Francis Bernard has been sensational through six games for the Utes. The former BYU Cougar leads the team with 43 tackles, including 2.5 tackles-for-loss, one pass deflection and two interceptions. One pick was returned for a touchdown against BYU in the season opener.

Grade: A+

Cornerbacks

The cornerbacks have had an up and down year. While they have looked like one of the more formidable units in the conference at times, they have also been beaten pretty badly. Look no further than when Utah took on the USC Trojans and gave up 368 yards through the air.

Granted, their only defeat (both as a team and as a position group) has come against USC. Every other week has been impressive from the Utah DB’s.

Jaylon Johnson is the leader of the group, and for good reason. The senior from Fresno, California is a lockdown corner who has both the size and skill to eliminate opposing teams’ best receivers. Exhibit A came against Oregon State last week when the Pac-12’s leading receiver, Isaiah Hodgins, was limited to his worst statistical game of the season.

Tareke Lewis and Josh Nurse have been impressive for the Utes (despite USC) and will continue to play a pivotal role as the season progresses.

Grade: B+

Safeties

Julian Blackmon’s transition from cornerback to safety has been a smooth one. He has been able to rack up tackles while keeping his cornerback skills sharp with interceptions and deflected passes. The Layton High School star has 22 tackles, 3 pass deflections and two interceptions. One interception was returned for a touchdown against BYU.

Terrell Burgess is finally getting his chance to be a regular starter for the Utes and has capitalized on the opportunity with 25 tackles, one pass breakup and an interception. He has a knack for knowing where the ball is and is using his leadership on the field.
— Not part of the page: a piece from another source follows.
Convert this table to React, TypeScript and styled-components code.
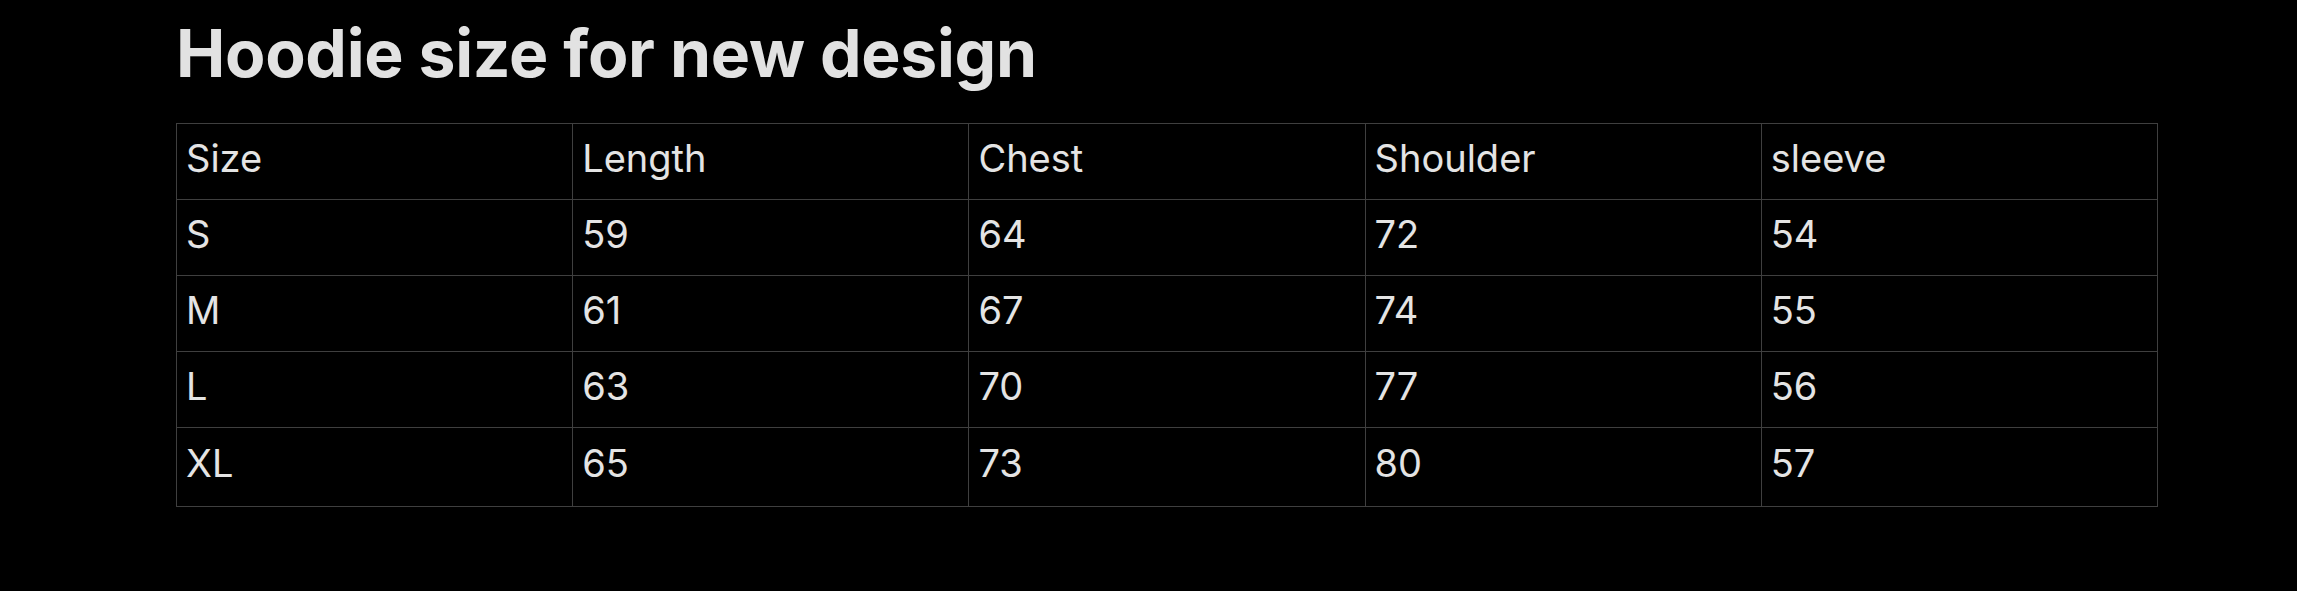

Utah has seen a rise in young talent. R.J. Hubert, who has been utilized in three safety sets and as a fill-in for Blackmon while he was on the sideline. The sophomore has 14 tackles this season.

Grade: B+

Kicker

Utah’s kicking game has taken a turn for the worst. Although that may have been expected. Trying to replace Matt Gay is difficult, as freshman Jadon Redding is finding out. Redding, who has made six of his eight field-goal attempts, is yet to showcase the leg required to be a dominant college kicker. His long is 42 yards and came in the dying minutes of a blowout victory over Oregon State.

Redding lacks “pop” on the football when he makes contact with it. He also struggles with generating height on the ball. He has had a number of field goal attempts blocked because of it.

Andrew Strauch started the season as the number one kicker on the Utah depth chart, unfortunately, he lost that job after a missed 25-yard chip shot field goal against BYU. Since then, it has been all Redding who by no means has been perfect, but has been serviceable.

Grade: C

Punter

Ben Lennon has been thrown in the deep end and asked to swim. The true freshman, Australia native, had never played American Football before joining Utah earlier this year. His year has been okay, he has not made any big mistakes, but he has not thrilled the crowd in the same manner Mitch Wishnowsky did either.

As the season progresses, Kyle Whittingham and the Utah faithful expect Lennon to get better. Lennon’s 39.6 average on just 14 punts will hopefully go up as he gets more games under his belt.

However, it is always a good sign when your punter is averaging just 2.3 punts a game. It must mean the offense is moving the chains and scoring touchdowns.

Lennon’s longest punt came against Northern Illinois where he hit a 62-yard bomb. The leg strength is there, now it is just about figuring out how to be consistent.